Social agencies which normally work quietly away to support some of the city's most vulnerable residents have been forced to step forward and plead for compassion.
Among proposals in Hamilton City Council's draft 10-year plan is a change which would see community organisations pay commercial rates for their retail operations.
Some of the city's leading community organisations yesterday left councillors in no doubt about the ''crippling'' impact proposed rates rises would have on their work.
Hospice Waikato's Rosemary Poole said its charity shops generated half of the $1.9m per year it needed to raise, and the plan would see its rates bill rise by 242 per cent.
Presbyterian Support Northern submitter Kim Gouk said its rates bill would rise from $1370 to $11,380, which would ''cripple'' the organisation's work in the community.

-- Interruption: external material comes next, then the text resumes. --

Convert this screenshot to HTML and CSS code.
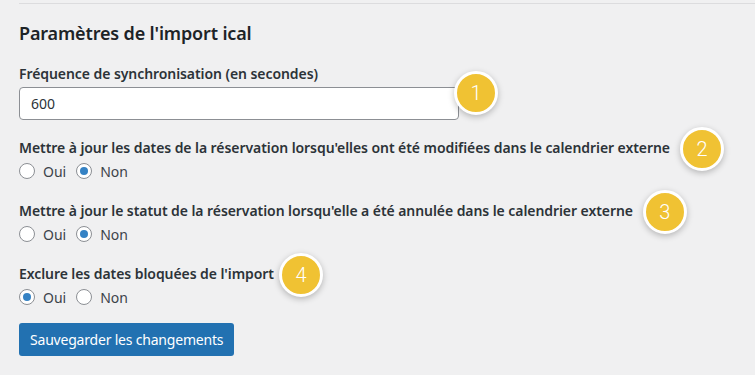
FILE: index.html
```html
<!DOCTYPE html>
<html lang="fr">
<head>
  <meta charset="UTF-8" />
  <meta name="viewport" content="width=device-width, initial-scale=1" />
  <title>Paramètres de l'import ical</title>
  <link rel="stylesheet" href="styles.css">
</head>
<body>
  <div class="rule"></div>
  <div class="wrap">
    <h2>Paramètres de l'import ical</h2>
    <form>
      <div class="field">
        <label for="syncFreq" class="field-label">Fréquence de synchronisation (en secondes)</label>
        <div class="input-row">
          <input type="text" id="syncFreq" name="syncFreq" value="600" />
          <span class="pin pin-input"><span class="badge">1</span></span>
        </div>
      </div>

      <div class="field">
        <div class="field-label">Mettre à jour les dates de la réservation lorsqu'elles ont été modifiées dans le calendrier externe<span class="pin"><span class="badge">2</span></span></div>
        <div class="choices">
          <label><input type="radio" name="updDates" value="1" /> Oui</label>
          <label><input type="radio" name="updDates" value="0" checked /> Non</label>
        </div>
      </div>

      <div class="field">
        <div class="field-label">Mettre à jour le statut de la réservation lorsqu'elle a été annulée dans le calendrier externe<span class="pin"><span class="badge">3</span></span></div>
        <div class="choices">
          <label><input type="radio" name="updStatus" value="1" /> Oui</label>
          <label><input type="radio" name="updStatus" value="0" checked /> Non</label>
        </div>
      </div>

      <div class="field">
        <div class="field-label">Exclure les dates bloquées de l'import<span class="pin pin-tight"><span class="badge">4</span></span></div>
        <div class="choices">
          <label><input type="radio" name="skipBlocked" value="1" checked /> Oui</label>
          <label><input type="radio" name="skipBlocked" value="0" /> Non</label>
        </div>
      </div>

      <button type="submit" class="btn">Sauvegarder les changements</button>
    </form>
  </div>
</body>
</html>
```

FILE: styles.css
```css
/* Fond et police */
body {
  margin: 0;
  background-color: #f0f0f1;
  font-family: "Noto Sans", sans-serif;
  color: #1d2327;
  font-size: 14px;
}

.rule {
  margin: 3px 0 0 19px;
  height: 1px;
  background-color: #dcdcde;
}

.wrap {
  padding: 0 19px;
}

h2 {
  margin: 0;
  padding-top: 18px;
  font-size: 18px;
  line-height: 22px;
  font-weight: 600;
  letter-spacing: -0.15px;
  color: #1d2327;
}

/* Champs */
.field {
  margin-top: 18px;
}

.field:first-child {
  margin-top: 20px;
}

.field-label {
  display: block;
  font-weight: 600;
  line-height: 20px;
  letter-spacing: -0.07px;
  color: #2c3338;
}

.input-row {
  display: flex;
  align-items: center;
  margin-top: 3px;
}

input[type="text"] {
  width: 440px;
  height: 33px;
  box-sizing: border-box;
  padding: 0 11px;
  border: 1px solid #8c8f94;
  border-radius: 4px;
  background-color: #fff;
  font-family: inherit;
  font-size: 14px;
  color: #2c3338;
}

.choices {
  display: flex;
  gap: 10px;
  height: 24px;
  align-items: center;
  margin-top: 1px;
  color: #3c434a;
}

.choices label {
  display: flex;
  align-items: center;
  gap: 8px;
}

input[type="radio"] {
  appearance: none;
  margin: 0;
  width: 16px;
  height: 16px;
  border: 1px solid #8c8f94;
  border-radius: 50%;
  background-color: #fff;
  box-sizing: border-box;
  display: grid;
  place-items: center;
}

input[type="radio"]:checked::before {
  content: "";
  width: 8px;
  height: 8px;
  border-radius: 50%;
  background-color: #3582c4;
}

/* Pastilles numérotées */
.pin {
  position: relative;
  display: inline-block;
  width: 0;
  height: 0;
  margin-left: 10px;
  vertical-align: middle;
}

.pin-tight {
  margin-left: 5px;
}

.pin-input {
  margin-left: -5px;
}

.badge {
  position: absolute;
  left: 0;
  top: -22px;
  width: 38px;
  height: 38px;
  border: 3px solid #fff;
  border-radius: 50%;
  background-color: #f0c233;
  color: #fff;
  font-family: Roboto, sans-serif;
  font-weight: 300;
  font-size: 20px;
  line-height: 38px;
  text-align: center;
  box-shadow: 0 2px 6px rgba(0, 0, 0, 0.25);
}

.pin-input .badge {
  top: -33px;
}

/* Bouton */
.btn {
  margin-top: 14px;
  height: 33px;
  padding: 0 11px;
  border: none;
  border-radius: 3px;
  background-color: #2271b1;
  color: #fff;
  font-family: inherit;
  font-size: 14px;
  letter-spacing: -0.2px;
  cursor: pointer;
}
```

St Vincent de Paul manager Mike Rolton said funds from its retail shop helped the organisation support victims of domestic abuse, and its food vans in some of the city's poorest areas were bringing together neighbourhoods previously dominated by gangs.
"Any rates rise for us, would mean I would have to seriously consider cutting that.''
Mr Rolton hoped councillors would show some compassion and reject the proposal.
Earlier, councillors were defensive when criticed for their performance, Councillor Roger Hennebry telling one he was insulted by his claims they had done nothing.
Deputy mayor Gordon Chesterman also took umbrage when a submitter described his perception that there was a ''whiff of cronyism'' in the way contracts were awarded.